Tesla ‘touchless delivery’ helps electric car buyers keep social distancing
The electric car firm is taking a hands-off approach.
Tesla is rolling out "touchless delivery" to hand over cars while reducing contact, the company explained Thursday. The announcement comes as the world works to tackle the coronavirus pandemic, with national governments urging people to practice social distancing and avoid spreading the virus.
The company revealed the changes in an announcement Thursday, where it also explained that it will temporarily suspend production at its Fremont and New York facilities starting March 23. The new "touchless delivery" feature is aimed at ensuring "customers can continue to take delivery of their vehicle in a seamless and safe way." The press release explained:
Due to the unique over-the-air connectivity of our vehicles, customers are able to unlock their new cars at a delivery parking lot via the Tesla App, sign any remaining relevant paperwork that has been placed in their car, and return that paperwork to an on-site drop-off location prior to leaving.

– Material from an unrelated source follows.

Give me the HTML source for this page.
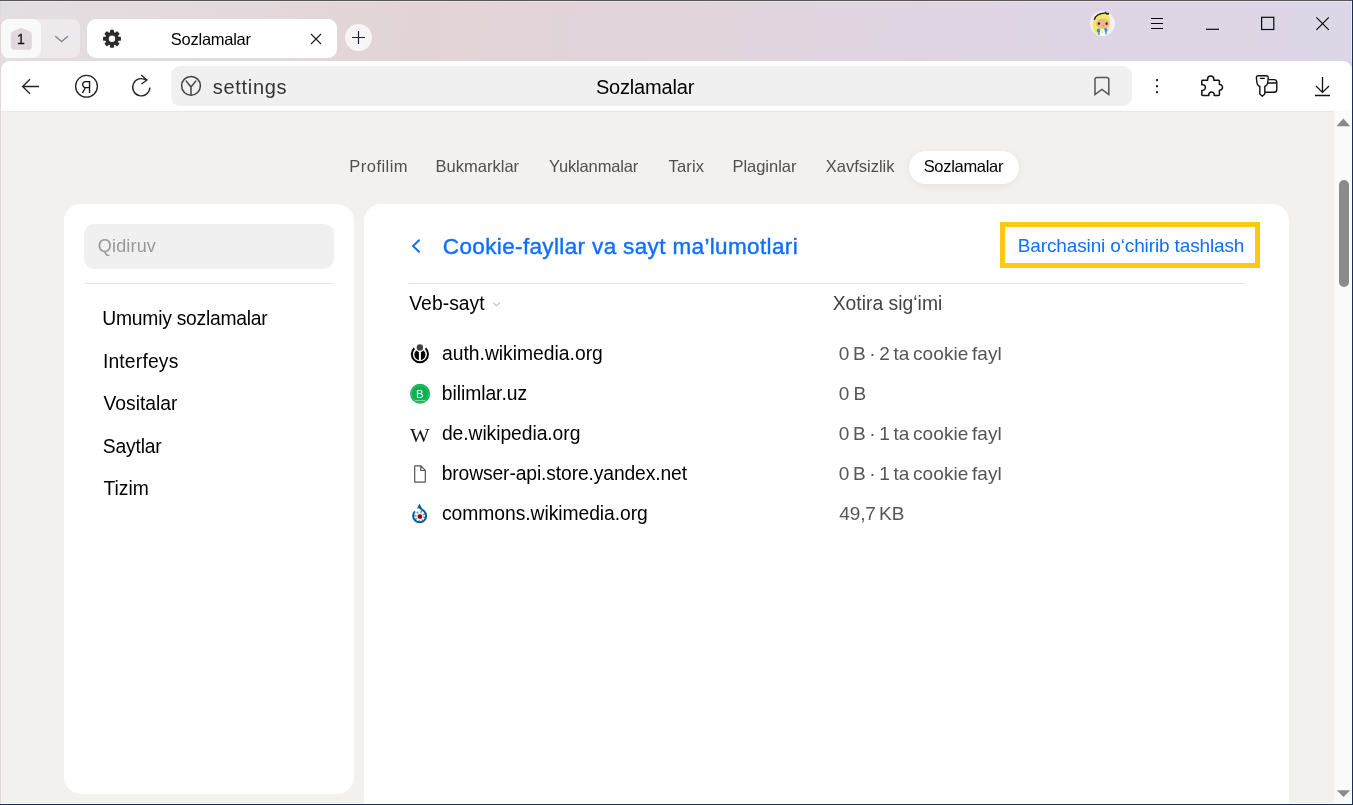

This method provides additional convenience and comfort.
It's a move that could encourage buyers to continue with their purchases during the outbreak, but it's not entirely unexpected. CEO Elon Musk has explained before his vision of simplifying the delivery process, explaining in a March 2017 conference call that future deliveries should be “more streamlined, less paperwork, less bureaucracy.”
In July 2018, as Tesla worked to ramp-up production of its mass-market Model 3, it made a number of changes to streamline the process. One idea from that time was "sign and drive," where instead of an employee explaining the car's features for an hour the user completes the basic paperwork and works through a series of videos. Another idea proposed by Musk at that time would have involved signing and returning using a customer's smartphone.
The delivery system of the future could go even further. Vehicle deliveries currently work on a hub-and-spoke model, where they leave the factory and ship out to distribution centers as a midpoint before moving onto their final destination. Tesla is currently developing a fully-autonomous system for vehicles produced after October 2016, which could enable cars, in theory, to deliver themselves directly to the consumer, driving straight out of the factory.
The coronavirus pandemic could encourage the use of more hands-off delivery methods to avoid passing on the virus.
While many parts of the world are focused on taking action to prevent the spread, Musk has struck a somewhat dismissive tone toward the outbreak. Last week he described the "panic" as "dumb," comments that were criticized by experts. Musk has since suggested Tesla's factories could be used to produce ventilators if needed.
The company struck a positive tone in its statement and suggested it was in a strong enough financial position to face the uncertainty. Prior to its $2.3 billion capital raise, the company had $6.3 billion cash at the end of the fourth quarter of 2019. It also had available credit lines worth up to $3 billion.